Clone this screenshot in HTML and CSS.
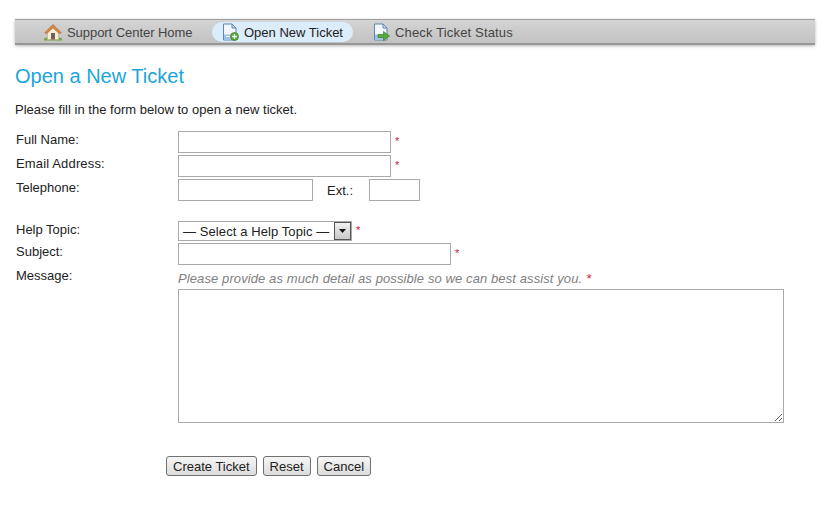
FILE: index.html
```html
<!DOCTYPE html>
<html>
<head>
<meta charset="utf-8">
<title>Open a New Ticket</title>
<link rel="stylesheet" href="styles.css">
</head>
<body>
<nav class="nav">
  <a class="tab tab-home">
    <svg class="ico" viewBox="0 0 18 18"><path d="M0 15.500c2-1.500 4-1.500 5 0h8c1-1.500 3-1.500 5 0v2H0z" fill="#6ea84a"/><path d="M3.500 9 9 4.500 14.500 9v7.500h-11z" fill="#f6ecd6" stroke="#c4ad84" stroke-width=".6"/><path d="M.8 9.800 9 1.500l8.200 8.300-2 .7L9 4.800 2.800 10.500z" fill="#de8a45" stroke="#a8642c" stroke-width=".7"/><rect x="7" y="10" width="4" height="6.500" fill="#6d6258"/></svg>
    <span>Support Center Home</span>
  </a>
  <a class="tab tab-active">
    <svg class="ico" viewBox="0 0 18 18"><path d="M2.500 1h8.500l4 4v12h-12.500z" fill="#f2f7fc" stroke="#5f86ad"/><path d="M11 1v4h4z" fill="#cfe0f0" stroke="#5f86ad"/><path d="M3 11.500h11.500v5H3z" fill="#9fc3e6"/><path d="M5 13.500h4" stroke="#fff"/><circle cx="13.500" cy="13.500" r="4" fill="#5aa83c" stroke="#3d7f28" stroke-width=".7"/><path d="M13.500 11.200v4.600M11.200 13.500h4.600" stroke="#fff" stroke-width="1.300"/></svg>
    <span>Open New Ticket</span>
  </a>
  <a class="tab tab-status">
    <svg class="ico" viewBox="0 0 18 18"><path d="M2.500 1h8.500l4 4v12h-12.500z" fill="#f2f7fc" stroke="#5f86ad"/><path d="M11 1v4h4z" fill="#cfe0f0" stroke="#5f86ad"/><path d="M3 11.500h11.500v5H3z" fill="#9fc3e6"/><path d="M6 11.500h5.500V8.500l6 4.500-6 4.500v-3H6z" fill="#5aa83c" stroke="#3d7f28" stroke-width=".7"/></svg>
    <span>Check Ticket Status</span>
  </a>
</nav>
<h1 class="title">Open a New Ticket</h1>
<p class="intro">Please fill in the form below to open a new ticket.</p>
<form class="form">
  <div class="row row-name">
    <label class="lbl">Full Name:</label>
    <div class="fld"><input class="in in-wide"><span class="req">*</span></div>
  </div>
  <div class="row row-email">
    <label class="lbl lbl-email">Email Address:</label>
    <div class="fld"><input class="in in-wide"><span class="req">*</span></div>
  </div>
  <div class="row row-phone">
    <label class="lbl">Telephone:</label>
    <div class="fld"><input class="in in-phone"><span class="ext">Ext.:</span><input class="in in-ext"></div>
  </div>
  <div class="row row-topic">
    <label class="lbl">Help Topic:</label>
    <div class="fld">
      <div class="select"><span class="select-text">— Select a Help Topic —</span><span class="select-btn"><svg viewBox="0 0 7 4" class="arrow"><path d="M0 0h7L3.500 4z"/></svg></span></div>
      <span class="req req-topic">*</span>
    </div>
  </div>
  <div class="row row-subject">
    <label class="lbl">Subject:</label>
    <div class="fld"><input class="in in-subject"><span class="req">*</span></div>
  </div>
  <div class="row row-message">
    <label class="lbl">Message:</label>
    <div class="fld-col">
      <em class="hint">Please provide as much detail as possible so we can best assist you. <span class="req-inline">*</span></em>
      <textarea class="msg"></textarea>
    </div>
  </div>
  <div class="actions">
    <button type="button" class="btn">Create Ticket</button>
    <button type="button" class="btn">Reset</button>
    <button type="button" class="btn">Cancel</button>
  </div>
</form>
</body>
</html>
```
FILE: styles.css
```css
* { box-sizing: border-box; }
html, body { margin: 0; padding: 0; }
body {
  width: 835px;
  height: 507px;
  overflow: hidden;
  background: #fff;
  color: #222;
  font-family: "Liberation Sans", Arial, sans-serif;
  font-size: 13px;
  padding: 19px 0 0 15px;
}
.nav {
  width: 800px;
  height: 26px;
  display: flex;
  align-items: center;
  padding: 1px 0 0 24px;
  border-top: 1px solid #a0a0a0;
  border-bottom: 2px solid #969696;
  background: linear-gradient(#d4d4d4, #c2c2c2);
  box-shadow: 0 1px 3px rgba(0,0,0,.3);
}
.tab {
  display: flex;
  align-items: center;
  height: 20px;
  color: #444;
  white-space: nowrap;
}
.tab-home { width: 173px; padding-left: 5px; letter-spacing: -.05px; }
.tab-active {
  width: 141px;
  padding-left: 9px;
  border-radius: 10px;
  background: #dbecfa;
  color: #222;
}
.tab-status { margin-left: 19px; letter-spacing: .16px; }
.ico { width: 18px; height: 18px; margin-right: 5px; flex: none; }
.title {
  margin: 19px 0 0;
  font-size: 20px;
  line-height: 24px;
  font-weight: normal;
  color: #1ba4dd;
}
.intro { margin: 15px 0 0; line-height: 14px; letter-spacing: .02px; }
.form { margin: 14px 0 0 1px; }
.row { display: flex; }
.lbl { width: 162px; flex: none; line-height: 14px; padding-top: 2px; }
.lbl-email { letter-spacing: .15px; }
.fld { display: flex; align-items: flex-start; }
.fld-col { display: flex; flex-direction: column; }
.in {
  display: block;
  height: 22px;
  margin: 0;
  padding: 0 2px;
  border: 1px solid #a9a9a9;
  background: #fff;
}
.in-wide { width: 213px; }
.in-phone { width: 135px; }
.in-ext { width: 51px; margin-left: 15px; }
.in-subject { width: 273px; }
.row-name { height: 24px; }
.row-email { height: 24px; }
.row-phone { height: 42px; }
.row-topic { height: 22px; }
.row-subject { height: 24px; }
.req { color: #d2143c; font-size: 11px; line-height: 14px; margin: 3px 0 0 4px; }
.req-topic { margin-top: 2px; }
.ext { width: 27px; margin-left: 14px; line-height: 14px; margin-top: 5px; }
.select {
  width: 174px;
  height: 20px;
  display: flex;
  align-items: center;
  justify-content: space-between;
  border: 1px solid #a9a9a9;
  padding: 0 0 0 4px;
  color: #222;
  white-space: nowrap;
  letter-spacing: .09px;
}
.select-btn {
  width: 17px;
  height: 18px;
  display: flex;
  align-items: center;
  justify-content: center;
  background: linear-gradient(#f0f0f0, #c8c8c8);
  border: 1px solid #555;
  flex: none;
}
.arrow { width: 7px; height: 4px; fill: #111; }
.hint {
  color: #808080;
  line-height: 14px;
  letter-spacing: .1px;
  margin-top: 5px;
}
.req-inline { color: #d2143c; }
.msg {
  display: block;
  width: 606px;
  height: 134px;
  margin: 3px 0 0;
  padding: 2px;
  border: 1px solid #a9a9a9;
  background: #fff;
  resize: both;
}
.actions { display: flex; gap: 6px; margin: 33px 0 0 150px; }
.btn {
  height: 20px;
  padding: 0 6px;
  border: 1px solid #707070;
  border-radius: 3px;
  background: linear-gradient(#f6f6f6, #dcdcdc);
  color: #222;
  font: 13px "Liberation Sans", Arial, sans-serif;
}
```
* * * * *
*EXERCISE PROMPT*.
Set every line down exactly as written, leaving each picture out.

*TASK OUTPUT*.
Clone this screenshot in HTML and CSS.
FILE: index.html
```html
<!DOCTYPE html>
<html>
<head>
<meta charset="utf-8">
<title>Open a New Ticket</title>
<link rel="stylesheet" href="styles.css">
</head>
<body>
<nav class="nav">
  <a class="tab tab-home">
    <svg class="ico" viewBox="0 0 18 18"><path d="M0 15.500c2-1.500 4-1.500 5 0h8c1-1.500 3-1.500 5 0v2H0z" fill="#6ea84a"/><path d="M3.500 9 9 4.500 14.500 9v7.500h-11z" fill="#f6ecd6" stroke="#c4ad84" stroke-width=".6"/><path d="M.8 9.800 9 1.500l8.200 8.300-2 .7L9 4.800 2.800 10.500z" fill="#de8a45" stroke="#a8642c" stroke-width=".7"/><rect x="7" y="10" width="4" height="6.500" fill="#6d6258"/></svg>
    <span>Support Center Home</span>
  </a>
  <a class="tab tab-active">
    <svg class="ico" viewBox="0 0 18 18"><path d="M2.500 1h8.500l4 4v12h-12.500z" fill="#f2f7fc" stroke="#5f86ad"/><path d="M11 1v4h4z" fill="#cfe0f0" stroke="#5f86ad"/><path d="M3 11.500h11.500v5H3z" fill="#9fc3e6"/><path d="M5 13.500h4" stroke="#fff"/><circle cx="13.500" cy="13.500" r="4" fill="#5aa83c" stroke="#3d7f28" stroke-width=".7"/><path d="M13.500 11.200v4.600M11.200 13.500h4.600" stroke="#fff" stroke-width="1.300"/></svg>
    <span>Open New Ticket</span>
  </a>
  <a class="tab tab-status">
    <svg class="ico" viewBox="0 0 18 18"><path d="M2.500 1h8.500l4 4v12h-12.500z" fill="#f2f7fc" stroke="#5f86ad"/><path d="M11 1v4h4z" fill="#cfe0f0" stroke="#5f86ad"/><path d="M3 11.500h11.500v5H3z" fill="#9fc3e6"/><path d="M6 11.500h5.500V8.500l6 4.500-6 4.500v-3H6z" fill="#5aa83c" stroke="#3d7f28" stroke-width=".7"/></svg>
    <span>Check Ticket Status</span>
  </a>
</nav>
<h1 class="title">Open a New Ticket</h1>
<p class="intro">Please fill in the form below to open a new ticket.</p>
<form class="form">
  <div class="row row-name">
    <label class="lbl">Full Name:</label>
    <div class="fld"><input class="in in-wide"><span class="req">*</span></div>
  </div>
  <div class="row row-email">
    <label class="lbl lbl-email">Email Address:</label>
    <div class="fld"><input class="in in-wide"><span class="req">*</span></div>
  </div>
  <div class="row row-phone">
    <label class="lbl">Telephone:</label>
    <div class="fld"><input class="in in-phone"><span class="ext">Ext.:</span><input class="in in-ext"></div>
  </div>
  <div class="row row-topic">
    <label class="lbl">Help Topic:</label>
    <div class="fld">
      <div class="select"><span class="select-text">— Select a Help Topic —</span><span class="select-btn"><svg viewBox="0 0 7 4" class="arrow"><path d="M0 0h7L3.500 4z"/></svg></span></div>
      <span class="req req-topic">*</span>
    </div>
  </div>
  <div class="row row-subject">
    <label class="lbl">Subject:</label>
    <div class="fld"><input class="in in-subject"><span class="req">*</span></div>
  </div>
  <div class="row row-message">
    <label class="lbl">Message:</label>
    <div class="fld-col">
      <em class="hint">Please provide as much detail as possible so we can best assist you. <span class="req-inline">*</span></em>
      <textarea class="msg"></textarea>
    </div>
  </div>
  <div class="actions">
    <button type="button" class="btn">Create Ticket</button>
    <button type="button" class="btn">Reset</button>
    <button type="button" class="btn">Cancel</button>
  </div>
</form>
</body>
</html>
```
FILE: styles.css
```css
* { box-sizing: border-box; }
html, body { margin: 0; padding: 0; }
body {
  width: 835px;
  height: 507px;
  overflow: hidden;
  background: #fff;
  color: #222;
  font-family: "Liberation Sans", Arial, sans-serif;
  font-size: 13px;
  padding: 19px 0 0 15px;
}
.nav {
  width: 800px;
  height: 26px;
  display: flex;
  align-items: center;
  padding: 1px 0 0 24px;
  border-top: 1px solid #a0a0a0;
  border-bottom: 2px solid #969696;
  background: linear-gradient(#d4d4d4, #c2c2c2);
  box-shadow: 0 1px 3px rgba(0,0,0,.3);
}
.tab {
  display: flex;
  align-items: center;
  height: 20px;
  color: #444;
  white-space: nowrap;
}
.tab-home { width: 173px; padding-left: 5px; letter-spacing: -.05px; }
.tab-active {
  width: 141px;
  padding-left: 9px;
  border-radius: 10px;
  background: #dbecfa;
  color: #222;
}
.tab-status { margin-left: 19px; letter-spacing: .16px; }
.ico { width: 18px; height: 18px; margin-right: 5px; flex: none; }
.title {
  margin: 19px 0 0;
  font-size: 20px;
  line-height: 24px;
  font-weight: normal;
  color: #1ba4dd;
}
.intro { margin: 15px 0 0; line-height: 14px; letter-spacing: .02px; }
.form { margin: 14px 0 0 1px; }
.row { display: flex; }
.lbl { width: 162px; flex: none; line-height: 14px; padding-top: 2px; }
.lbl-email { letter-spacing: .15px; }
.fld { display: flex; align-items: flex-start; }
.fld-col { display: flex; flex-direction: column; }
.in {
  display: block;
  height: 22px;
  margin: 0;
  padding: 0 2px;
  border: 1px solid #a9a9a9;
  background: #fff;
}
.in-wide { width: 213px; }
.in-phone { width: 135px; }
.in-ext { width: 51px; margin-left: 15px; }
.in-subject { width: 273px; }
.row-name { height: 24px; }
.row-email { height: 24px; }
.row-phone { height: 42px; }
.row-topic { height: 22px; }
.row-subject { height: 24px; }
.req { color: #d2143c; font-size: 11px; line-height: 14px; margin: 3px 0 0 4px; }
.req-topic { margin-top: 2px; }
.ext { width: 27px; margin-left: 14px; line-height: 14px; margin-top: 5px; }
.select {
  width: 174px;
  height: 20px;
  display: flex;
  align-items: center;
  justify-content: space-between;
  border: 1px solid #a9a9a9;
  padding: 0 0 0 4px;
  color: #222;
  white-space: nowrap;
  letter-spacing: .09px;
}
.select-btn {
  width: 17px;
  height: 18px;
  display: flex;
  align-items: center;
  justify-content: center;
  background: linear-gradient(#f0f0f0, #c8c8c8);
  border: 1px solid #555;
  flex: none;
}
.arrow { width: 7px; height: 4px; fill: #111; }
.hint {
  color: #808080;
  line-height: 14px;
  letter-spacing: .1px;
  margin-top: 5px;
}
.req-inline { color: #d2143c; }
.msg {
  display: block;
  width: 606px;
  height: 134px;
  margin: 3px 0 0;
  padding: 2px;
  border: 1px solid #a9a9a9;
  background: #fff;
  resize: both;
}
.actions { display: flex; gap: 6px; margin: 33px 0 0 150px; }
.btn {
  height: 20px;
  padding: 0 6px;
  border: 1px solid #707070;
  border-radius: 3px;
  background: linear-gradient(#f6f6f6, #dcdcdc);
  color: #222;
  font: 13px "Liberation Sans", Arial, sans-serif;
}
```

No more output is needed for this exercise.